Cependant, le répit fut de courte durée. Entre 60 et 80% des femmes en Afghanistan subissent des mariages forcés, dont 57% avant l’âge de 16 ans. Et la représentation politique des femmes, qui pourrait sensibiliser aux problèmes de violences basées sur le genre, est encore bien faible. Malalai Joya, la plus jeune femme afghane à entrer au Parlement en 2005, a été suspendue de ses fonctions deux ans plus tard pour avoir vivement critiqué la mainmise des « seigneurs de guerre » sur la politique afghane et l’absence de libertés pour les femmes dans son pays.
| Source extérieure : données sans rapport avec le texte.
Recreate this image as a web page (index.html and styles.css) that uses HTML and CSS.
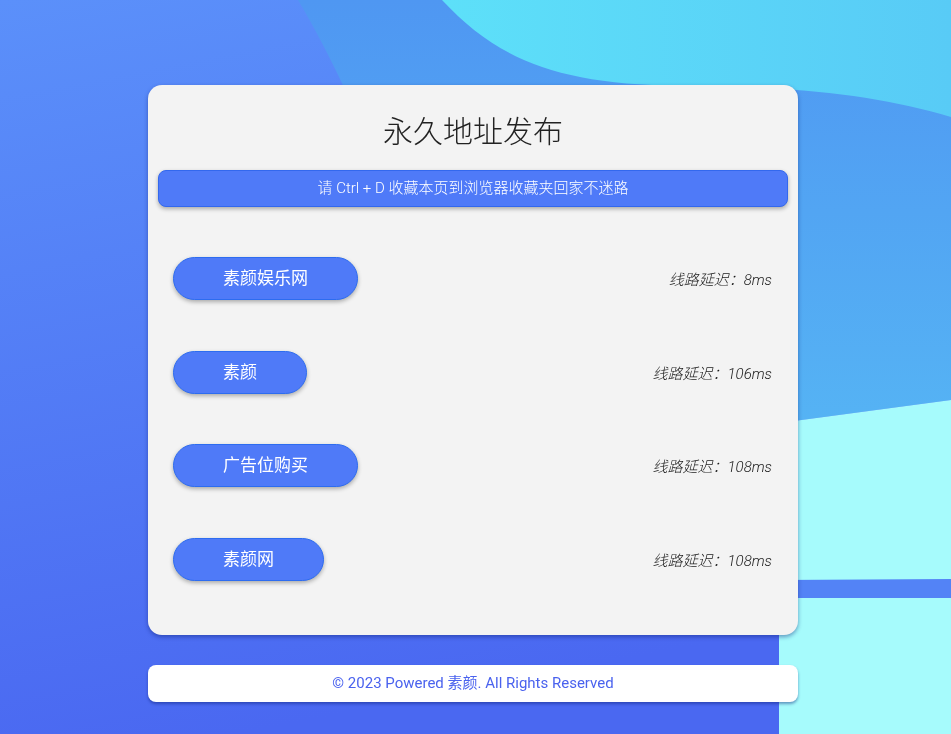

Le dernier revers auquel les Afghanes ont du faire face date du 18 mai, lorsque le Parlement a rejeté la loi sur l’élimination de la violence contre les femmes (EVAW). Cette loi, passée par décret présidentiel en 2009, devait criminaliser vingt-deux actes de violence contre les femmes telles que la prostitution forcée, le trafic sexuel et les mariages forcés ; imposer des restrictions sur la polygamie ; garantir un meilleur accès des femmes et filles à l’éducation, la propriété et l’héritage.
Les femmes, des êtres aux ressources inépuisables
Malgré ces problèmes, les femmes résistent et se battent pour leurs droits et leurs libertés par le biais de la création d’associations. L’Organisation pour la liberté des femmes (OWFI) par exemple travaille en Irak depuis le début de l’intervention américaine, apportant son soutien aux femmes victimes de viols et de violences sexuelles en leur procurant un refuge où vivre. Yanar Mohammad, la directrice d’OWFI, est très engagée à améliorer le sort de la femme en Irak, et mène d’incessantes campagnes contre le trafic humain et sexuel, contre les « crimes d’honneur » et pour de meilleures conditions dans les prisons pour femmes.
Après toutes ces années de conflits, les femmes ne perdent pas espoir de voir leur situation s’améliorer. Quoiqu’il advienne après le retrait total des forces de l’OTAN d’Afghanistan en 2014, elles continueront à se faire entendre.